Jackson, 50, and former Sen. Paul Carpenter, 65, are accused of participating in an elaborate bribery and money laundering scheme with Robbins, who headed the insurance committee for a decade.
They are accused of illicitly funneling $78,500 from Jackson through Carpenter’s campaign committee to a public relations company owned by Jennifer Goddard, Robbins’ former girlfriend.
Goddard testified her company never performed any services for the money, and that she and Robbins divided it between them.
Robbins said he devised the arrangement to hide the amount of money he was receiving from the insurance industry.
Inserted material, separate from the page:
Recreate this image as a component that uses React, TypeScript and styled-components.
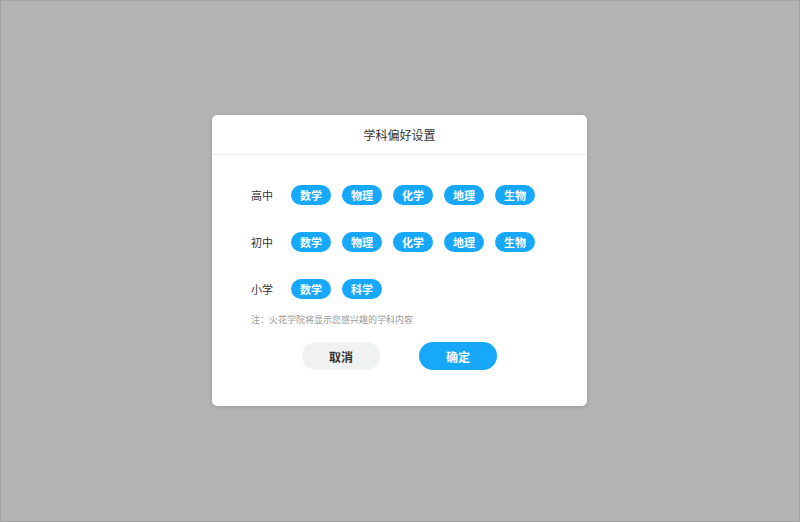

Robbins, who resigned his seat in 1991 when he pleaded guilty to extortion and tax evasion, has cooperated with prosecutors and is serving a reduced two-year term.
Jackson also is accused of offering a $250,000 bribe to Robbins to divert workers compensation insurance legislation to Robbins’ insurance committee. Jackson and Carpenter have pleaded innocent to all wrongdoing.
Jackson said the idea for the alleged payoff came from Robbins, not Jackson.